*Given task*
All of the lines below are to be transcribed faithfully, with pictures excluded from the copy.

*Provided material*
::::

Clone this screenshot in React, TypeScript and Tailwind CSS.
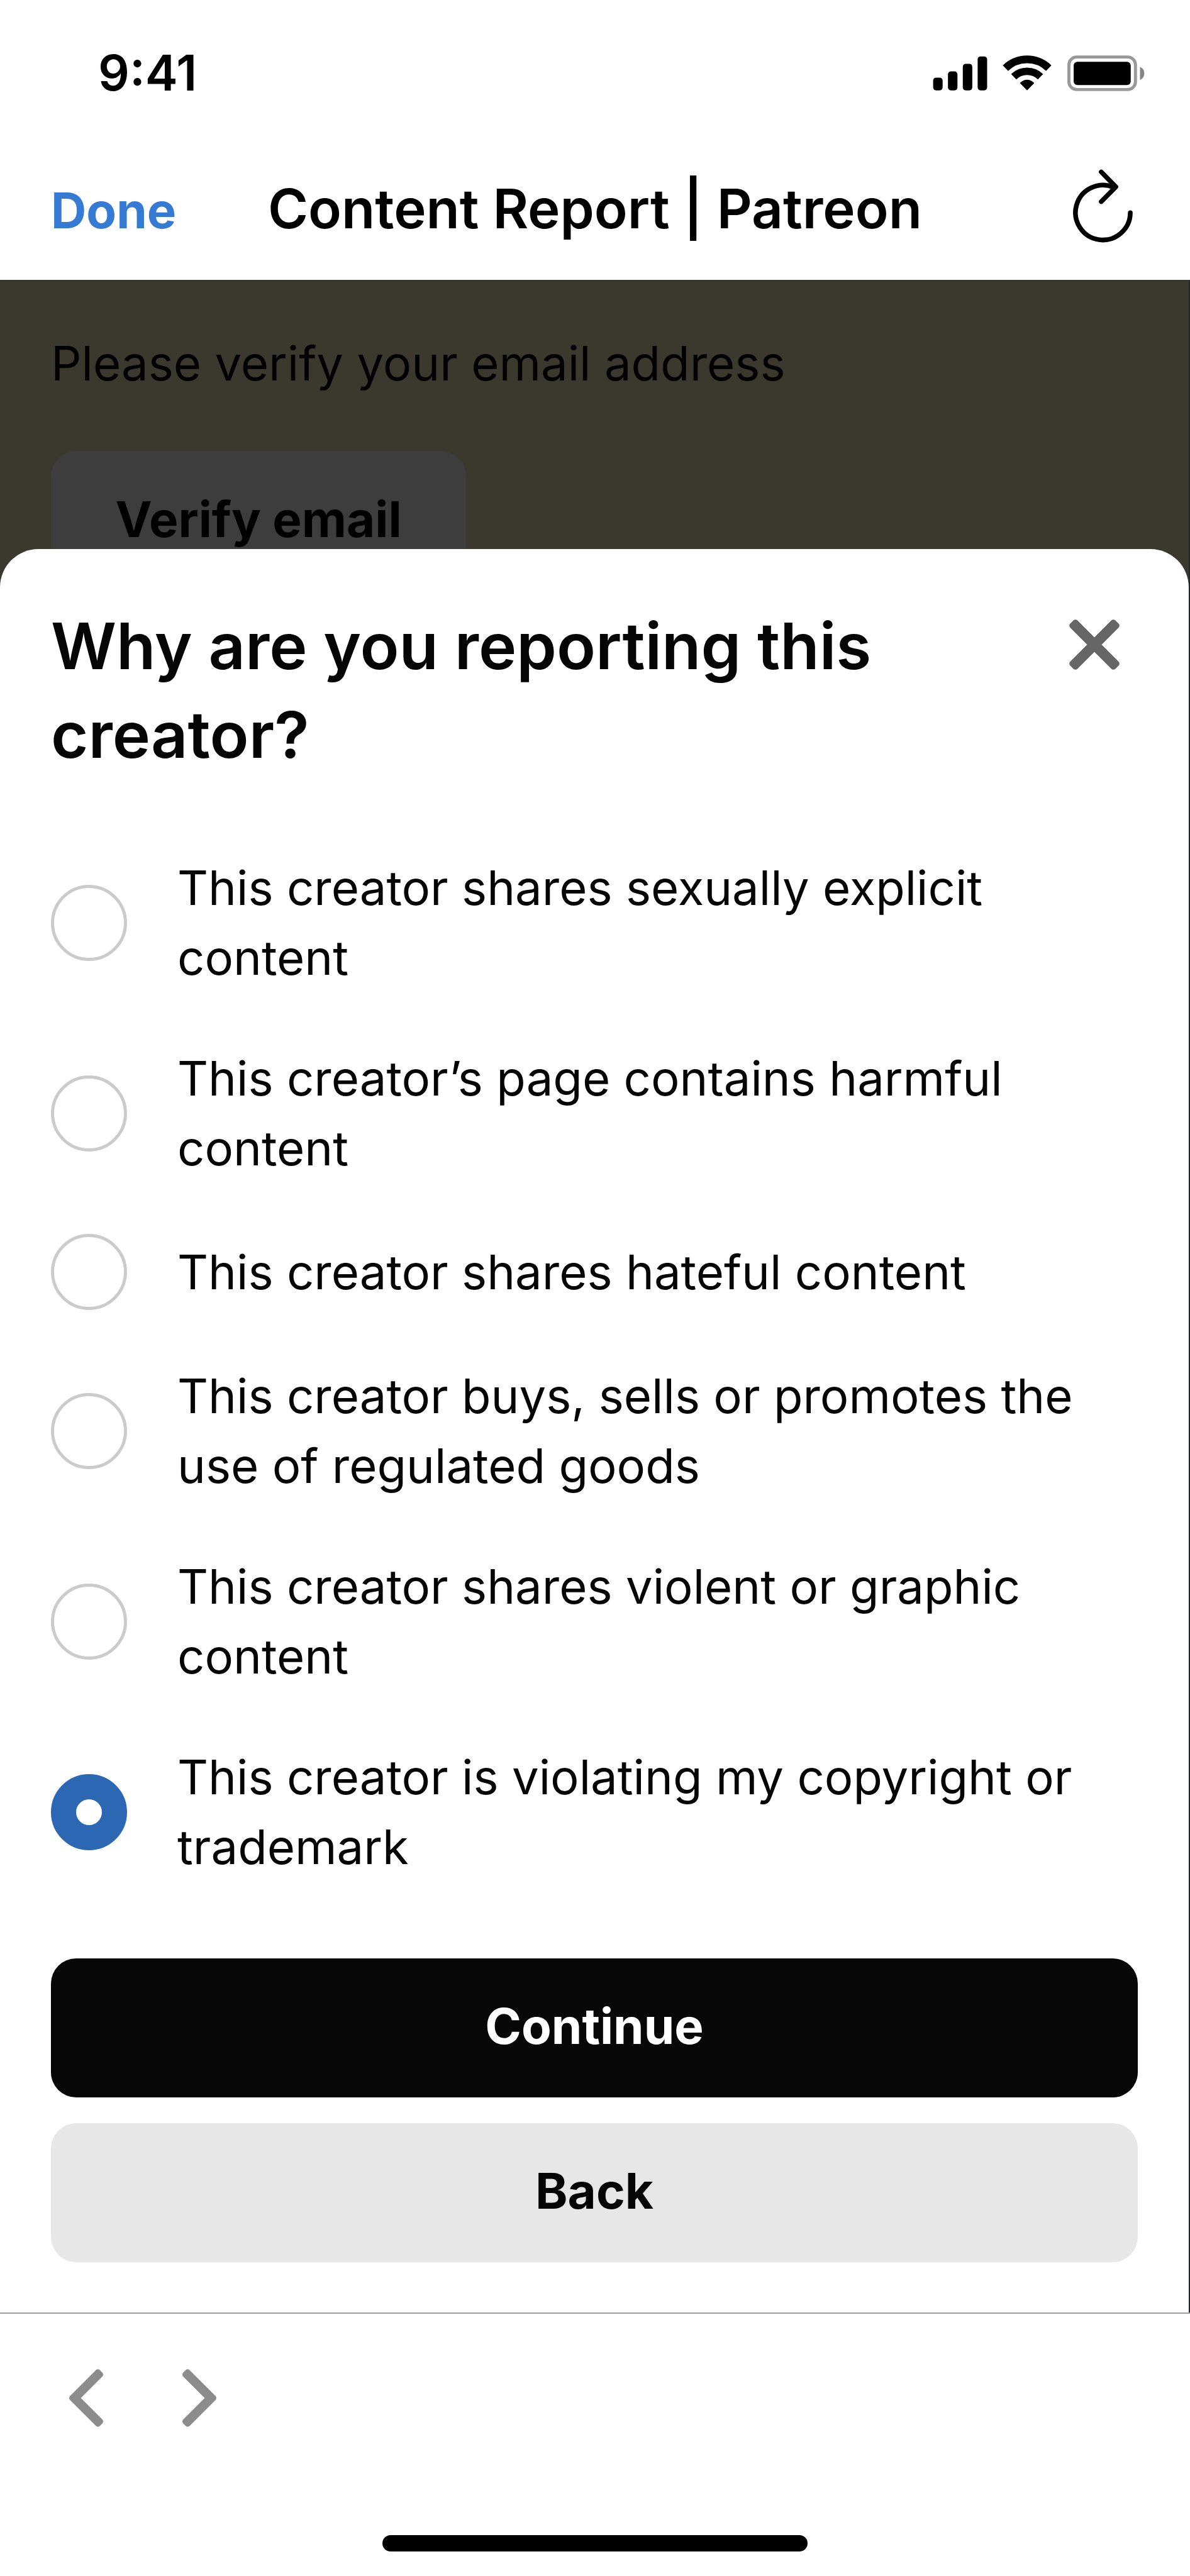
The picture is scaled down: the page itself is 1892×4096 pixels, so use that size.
import { useState } from 'react';

const REASONS = [
  { id: 'explicit', label: 'This creator shares sexually explicit content' },
  { id: 'harmful', label: 'This creator’s page contains harmful content' },
  { id: 'hateful', label: 'This creator shares hateful content' },
  { id: 'regulated', label: 'This creator buys, sells or promotes the use of regulated goods' },
  { id: 'violent', label: 'This creator shares violent or graphic content' },
  { id: 'copyright', label: 'This creator is violating my copyright or trademark' },
];

function StatusIcons() {
  return (
    <svg className="w-[337px] h-[57px]" viewBox="137 87 1025 174" fill="none" aria-hidden="true">
      {/* Signal */}
      <rect x="137" y="195" width="46" height="62" rx="14" fill="#000" />
      <rect x="209" y="165" width="46" height="92" rx="14" fill="#000" />
      <rect x="281" y="128" width="46" height="129" rx="14" fill="#000" />
      <rect x="353" y="92" width="46" height="165" rx="14" fill="#000" />
      {/* Wifi */}
      <path d="M488 149A151 151 0 0 1 698 149" stroke="#000" strokeWidth="37" />
      <path d="M528 191A93 93 0 0 1 658 191" stroke="#000" strokeWidth="36" />
      <path d="M593 257L558 221Q593 189 628 221Z" fill="#000" />
      {/* Battery */}
      <rect x="796" y="95" width="323" height="158" rx="38" stroke="#999" strokeWidth="15" />
      <rect x="819" y="118" width="277" height="113" rx="18" fill="#000" />
      <path d="M1141 143Q1162 153 1162 175T1141 207Z" fill="#858585" />
    </svg>
  );
}

function RefreshIcon() {
  return (
    <svg
      className="w-[95px] h-[117px]"
      viewBox="93 68 290 356"
      fill="none"
      stroke="#000"
      strokeWidth="23"
      strokeLinecap="round"
      strokeLinejoin="round"
    >
      <path d="M371 279A133 133 0 1 1 291 156" />
      <path d="M230 81L301 153L230 225" />
    </svg>
  );
}

function CloseIcon() {
  return (
    <svg className="size-[80px]" viewBox="-122 -122 244 244" fill="#666">
      <rect x="-155" y="-25" width="310" height="50" rx="14" transform="rotate(45)" />
      <rect x="-155" y="-25" width="310" height="50" rx="14" transform="rotate(-45)" />
    </svg>
  );
}

function Chevron({ flip = false }: { flip?: boolean }) {
  return (
    <svg
      className={flip ? 'w-[54px] h-[92px] -scale-x-100' : 'w-[54px] h-[92px]'}
      viewBox="0 0 165 279"
      fill="#8c8c8c"
      stroke="#8c8c8c"
      strokeWidth="28"
      strokeLinejoin="round"
    >
      <path d="M14 139.5L139.5 14L151 25.5L37 139.5L151 253.5L139.5 265Z" />
    </svg>
  );
}

export default function App() {
  const [reason, setReason] = useState('copyright');

  return (
    <div className="bg-white text-[#050505] font-['Inter',sans-serif]">
      {/* Status bar */}
      <div className="h-[232px] pl-[156px] pr-[72px] flex items-center justify-between text-black">
        <span className="text-[78px] leading-[90px] font-semibold">9:41</span>
        <StatusIcons />
      </div>

      {/* Browser header */}
      <header className="h-[213px] px-[81px] pt-[37px] grid grid-cols-[1fr_auto_1fr] items-baseline text-black">
        <button type="button" className="justify-self-start text-[78px] leading-[90px] font-bold text-[#357bd4]">
          Done
        </button>
        <h1 className="text-[87px] leading-[126px] font-semibold">Content Report | Patreon</h1>
        <button type="button" aria-label="Reload" className="self-start justify-self-end mr-[10px]">
          <RefreshIcon />
        </button>
      </header>

      <main className="bg-[#22272d] pr-[2px]">
        {/* Dimmed page */}
        <section className="bg-[#3b382e] px-[81px] pt-[76px] pb-[43px] text-black">
          <p className="text-[76px] leading-[112px]">Please verify your email address</p>
          <button
            type="button"
            className="mt-[84px] w-[660px] h-[221px] pb-[4px] rounded-[40px] bg-[#3d3d3d] text-[78px] leading-[90px] font-bold"
          >
            Verify email
          </button>
        </section>

        {/* Sheet */}
        <form
          className="relative -mt-[108px] px-[81px] pt-[84px] pb-[80px] rounded-t-[61px] bg-white"
          onSubmit={(e) => e.preventDefault()}
        >
          <div className="flex items-start justify-between">
            <h2 className="flex-1 pr-[160px] text-[102px] leading-[141px] font-semibold">
              Why are you reporting this creator?
            </h2>
            <button type="button" aria-label="Close" className="mt-[28px] mr-[29px]">
              <CloseIcon />
            </button>
          </div>

          <div className="mt-[117px] flex flex-col gap-[81px]">
            {REASONS.map((r) => (
              <label key={r.id} className="flex items-center gap-[80px] text-[76px] leading-[111px]">
                <input
                  type="radio"
                  name="reason"
                  value={r.id}
                  checked={reason === r.id}
                  onChange={() => setReason(r.id)}
                  className="size-[121px] shrink-0 appearance-none rounded-full border-[5px] border-[#cbcbcb] bg-white checked:border-[40px] checked:border-[#2c67b3]"
                />
                <span>{r.label}</span>
              </label>
            ))}
          </div>

          <div className="mt-[122px] flex flex-col gap-[41px] text-[78px] leading-[90px] font-bold">
            <button type="submit" className="h-[221px] pb-[6px] rounded-[40px] bg-[#070707] text-white">
              Continue
            </button>
            <button type="button" className="h-[221px] pb-[6px] rounded-[40px] bg-[#e7e7e7]">
              Back
            </button>
          </div>
        </form>
      </main>

      {/* Browser toolbar */}
      <footer className="border-t-2 border-[#9c9c9c] pt-[88px] pb-[39px]">
        <nav className="px-[110px] flex gap-[126px]">
          <button type="button" aria-label="Back one page">
            <Chevron />
          </button>
          <button type="button" aria-label="Forward one page">
            <Chevron flip />
          </button>
        </nav>
        <div className="mt-[172px] mx-auto w-[676px] h-[26px] rounded-full bg-black" />
      </footer>
    </div>
  );
}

::::

*Completed task*
Clone this screenshot in React, TypeScript and Tailwind CSS.
The picture is scaled down: the page itself is 1892×4096 pixels, so use that size.
import { useState } from 'react';

const REASONS = [
  { id: 'explicit', label: 'This creator shares sexually explicit content' },
  { id: 'harmful', label: 'This creator’s page contains harmful content' },
  { id: 'hateful', label: 'This creator shares hateful content' },
  { id: 'regulated', label: 'This creator buys, sells or promotes the use of regulated goods' },
  { id: 'violent', label: 'This creator shares violent or graphic content' },
  { id: 'copyright', label: 'This creator is violating my copyright or trademark' },
];

function StatusIcons() {
  return (
    <svg className="w-[337px] h-[57px]" viewBox="137 87 1025 174" fill="none" aria-hidden="true">
      {/* Signal */}
      <rect x="137" y="195" width="46" height="62" rx="14" fill="#000" />
      <rect x="209" y="165" width="46" height="92" rx="14" fill="#000" />
      <rect x="281" y="128" width="46" height="129" rx="14" fill="#000" />
      <rect x="353" y="92" width="46" height="165" rx="14" fill="#000" />
      {/* Wifi */}
      <path d="M488 149A151 151 0 0 1 698 149" stroke="#000" strokeWidth="37" />
      <path d="M528 191A93 93 0 0 1 658 191" stroke="#000" strokeWidth="36" />
      <path d="M593 257L558 221Q593 189 628 221Z" fill="#000" />
      {/* Battery */}
      <rect x="796" y="95" width="323" height="158" rx="38" stroke="#999" strokeWidth="15" />
      <rect x="819" y="118" width="277" height="113" rx="18" fill="#000" />
      <path d="M1141 143Q1162 153 1162 175T1141 207Z" fill="#858585" />
    </svg>
  );
}

function RefreshIcon() {
  return (
    <svg
      className="w-[95px] h-[117px]"
      viewBox="93 68 290 356"
      fill="none"
      stroke="#000"
      strokeWidth="23"
      strokeLinecap="round"
      strokeLinejoin="round"
    >
      <path d="M371 279A133 133 0 1 1 291 156" />
      <path d="M230 81L301 153L230 225" />
    </svg>
  );
}

function CloseIcon() {
  return (
    <svg className="size-[80px]" viewBox="-122 -122 244 244" fill="#666">
      <rect x="-155" y="-25" width="310" height="50" rx="14" transform="rotate(45)" />
      <rect x="-155" y="-25" width="310" height="50" rx="14" transform="rotate(-45)" />
    </svg>
  );
}

function Chevron({ flip = false }: { flip?: boolean }) {
  return (
    <svg
      className={flip ? 'w-[54px] h-[92px] -scale-x-100' : 'w-[54px] h-[92px]'}
      viewBox="0 0 165 279"
      fill="#8c8c8c"
      stroke="#8c8c8c"
      strokeWidth="28"
      strokeLinejoin="round"
    >
      <path d="M14 139.5L139.5 14L151 25.5L37 139.5L151 253.5L139.5 265Z" />
    </svg>
  );
}

export default function App() {
  const [reason, setReason] = useState('copyright');

  return (
    <div className="bg-white text-[#050505] font-['Inter',sans-serif]">
      {/* Status bar */}
      <div className="h-[232px] pl-[156px] pr-[72px] flex items-center justify-between text-black">
        <span className="text-[78px] leading-[90px] font-semibold">9:41</span>
        <StatusIcons />
      </div>

      {/* Browser header */}
      <header className="h-[213px] px-[81px] pt-[37px] grid grid-cols-[1fr_auto_1fr] items-baseline text-black">
        <button type="button" className="justify-self-start text-[78px] leading-[90px] font-bold text-[#357bd4]">
          Done
        </button>
        <h1 className="text-[87px] leading-[126px] font-semibold">Content Report | Patreon</h1>
        <button type="button" aria-label="Reload" className="self-start justify-self-end mr-[10px]">
          <RefreshIcon />
        </button>
      </header>

      <main className="bg-[#22272d] pr-[2px]">
        {/* Dimmed page */}
        <section className="bg-[#3b382e] px-[81px] pt-[76px] pb-[43px] text-black">
          <p className="text-[76px] leading-[112px]">Please verify your email address</p>
          <button
            type="button"
            className="mt-[84px] w-[660px] h-[221px] pb-[4px] rounded-[40px] bg-[#3d3d3d] text-[78px] leading-[90px] font-bold"
          >
            Verify email
          </button>
        </section>

        {/* Sheet */}
        <form
          className="relative -mt-[108px] px-[81px] pt-[84px] pb-[80px] rounded-t-[61px] bg-white"
          onSubmit={(e) => e.preventDefault()}
        >
          <div className="flex items-start justify-between">
            <h2 className="flex-1 pr-[160px] text-[102px] leading-[141px] font-semibold">
              Why are you reporting this creator?
            </h2>
            <button type="button" aria-label="Close" className="mt-[28px] mr-[29px]">
              <CloseIcon />
            </button>
          </div>

          <div className="mt-[117px] flex flex-col gap-[81px]">
            {REASONS.map((r) => (
              <label key={r.id} className="flex items-center gap-[80px] text-[76px] leading-[111px]">
                <input
                  type="radio"
                  name="reason"
                  value={r.id}
                  checked={reason === r.id}
                  onChange={() => setReason(r.id)}
                  className="size-[121px] shrink-0 appearance-none rounded-full border-[5px] border-[#cbcbcb] bg-white checked:border-[40px] checked:border-[#2c67b3]"
                />
                <span>{r.label}</span>
              </label>
            ))}
          </div>

          <div className="mt-[122px] flex flex-col gap-[41px] text-[78px] leading-[90px] font-bold">
            <button type="submit" className="h-[221px] pb-[6px] rounded-[40px] bg-[#070707] text-white">
              Continue
            </button>
            <button type="button" className="h-[221px] pb-[6px] rounded-[40px] bg-[#e7e7e7]">
              Back
            </button>
          </div>
        </form>
      </main>

      {/* Browser toolbar */}
      <footer className="border-t-2 border-[#9c9c9c] pt-[88px] pb-[39px]">
        <nav className="px-[110px] flex gap-[126px]">
          <button type="button" aria-label="Back one page">
            <Chevron />
          </button>
          <button type="button" aria-label="Forward one page">
            <Chevron flip />
          </button>
        </nav>
        <div className="mt-[172px] mx-auto w-[676px] h-[26px] rounded-full bg-black" />
      </footer>
    </div>
  );
}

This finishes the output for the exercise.